In particular, this means that average citizens living in states that host data centers bear the cost of these choices, even though they rarely reap any benefits themselves. This is because data centers are connected to the whole world via the Internet, but use energy locally, where they’re physically located. And unlike the apartments, offices, and buildings connected to a traditional energy grid, the energy use of AI data centers is highly concentrated; think as much as an entire metal smelting plant over a location the size of a small warehouse. For example, the state of Virginia is home to 35% of all known AI data centers worldwide, and together they use more than a quarter of the state’s electricity. And they’re expanding fast — in the last 7 years, global energy use by data centers has grown 12% a year, and it’s set to more than double by 2030, using as much electricity as the whole of Japan.

The costs of this brash expansion of data centers for AI are reflected first and foremost in the energy bills of everyday consumers. In the United States, utility companies fund infrastructure projects by raising the costs of their services for their entire client base (who often have no choice in who provides them with electricity). These increased rates are then leveraged to expand the energy grid to connect new data centers to new and existing energy sources and build mechanisms to keep the grid balanced despite the increased ebb and flow of supply and demand, particularly in places like Virginia that have a high concentration of data centers. Also, on top of amortizing the base infrastructure cost, electricity prices fluctuate based on demand, which means that the cost of having your lights on or running your AC will rise when there is a high demand from data centers on the same grid.

These costs also come with dire impacts on the stability of an energy infrastructure that is already stretched to the breaking point by growing temperatures and extreme weather. In fact, last summer, a lightning storm caused a surge protector to fail near Fairfax, Virginia, which resulted in 200 data centers switching to local generators, causing the demand on the local energy grid to plummet drastically. This nearly caused a grid-wide blackout and, for the first time, made federal regulators recognize data centers as a new source of instability in power supplies, on top of natural disasters and accidents.

What do these data centers even do?

Needing more data centers in an increasingly digitized world is not surprising; it’s not even necessarily a bad thing, as long as we keep track of our ability to sustainably meet the increased demands on common resources, and have some commonly agreed standards for what constitutes a reasonable cost-benefit trade-off. Unfortunately, most current development and deployment of AI tends to skip this latter part entirely, due in great part to a general tendency of the providers to obfuscate the costs while overplaying the scale and distribution of the benefits making the latter particularly difficult.

While we do still have a long way to go in better understanding how different aspects of these costs fit together, we do have some meaningful pieces we can start putting together.
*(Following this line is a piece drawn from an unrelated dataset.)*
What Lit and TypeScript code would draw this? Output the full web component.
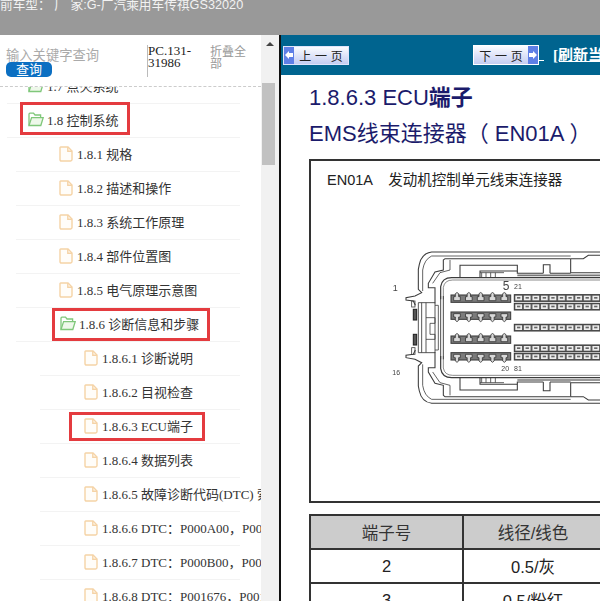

First, given a desired use of AI, efficiency considerations matter very much, often by several orders of magnitude — for tasks like image and video generation, specific development choices can make the same task up to 50 times more expensive. For applications built on large language models, we now have billion-parameter models (yes, these are the small ones) that can perform similarly to their trillion-parameter counterparts on a growing range of tasks, especially with a little extra adaptation work before deployment in a particular use case, using techniques like knowledge distillation.

Sadly, efficiency isn’t incentivized in the current state of AI — when a large company wants to deploy AI systems for billions of users, having a few instances of deploying a slightly less powerful model can present a huge reputational risk in a competitive market. This means that it’s simpler to just deploy the most powerful and expensive model everywhere — even if that means a 100 or 1000x compute and energy expenditure.

And currently, all companies want to be the first to introduce more and more generative AI “capabilities” into new and existing digital products and services, which use significantly more energy than previous generations that relied on simpler models and approaches. Work that we published last year found that the difference between task-specific models and multi-purpose models for tasks like extractive question answering can be up to 30-fold, which adds up, given the billions of users that use AI tools every day. And despite improvements in hardware and software efficiency, overall energy use is still rising.

How are US states and other countries handling this problem?

While recent decisions at the federal level in the US have been more aligned with a “full speed ahead” approach to data center infrastructure, states such as Ohio and Georgia are passing laws that would put the onus on data centers, not consumers, to pay the cost of new investments to expand the power grid. Countries such as the Netherlands and Ireland have gone a step further, putting moratoriums on the construction of new data centers in key regions until grid operators can stabilize existing grids and make sure that they don’t get overwhelmed.

But we still need to rethink our relationship with multi-purpose, generative AI approaches. At a high level, we need to move away from treating AI as a centrally developed commodity, where developers need to push adoption across the board to justify rising cost in a vicious cycle that leads to ever costlier technology, and toward AI that is developed based on specific demands, using the right tool and the right model to solve real problems at reasonable cost. This would enable choosing smaller, task-specific models for tasks like question answering and classification, using and sharing open-source models to allow incremental progress and reuse of models by the community, and incentivize measuring and disclosing the energy consumption of models using approaches like AI Energy Score.

The next few years will be pivotal for determining the future of AI and its impact on energy grids worldwide. It’s important to keep efficiency and transparency at the heart of the decisions we make. A future when AI is more decentralized, efficient and community-driven can ensure that we are not collectively paying the price for the profits of a few.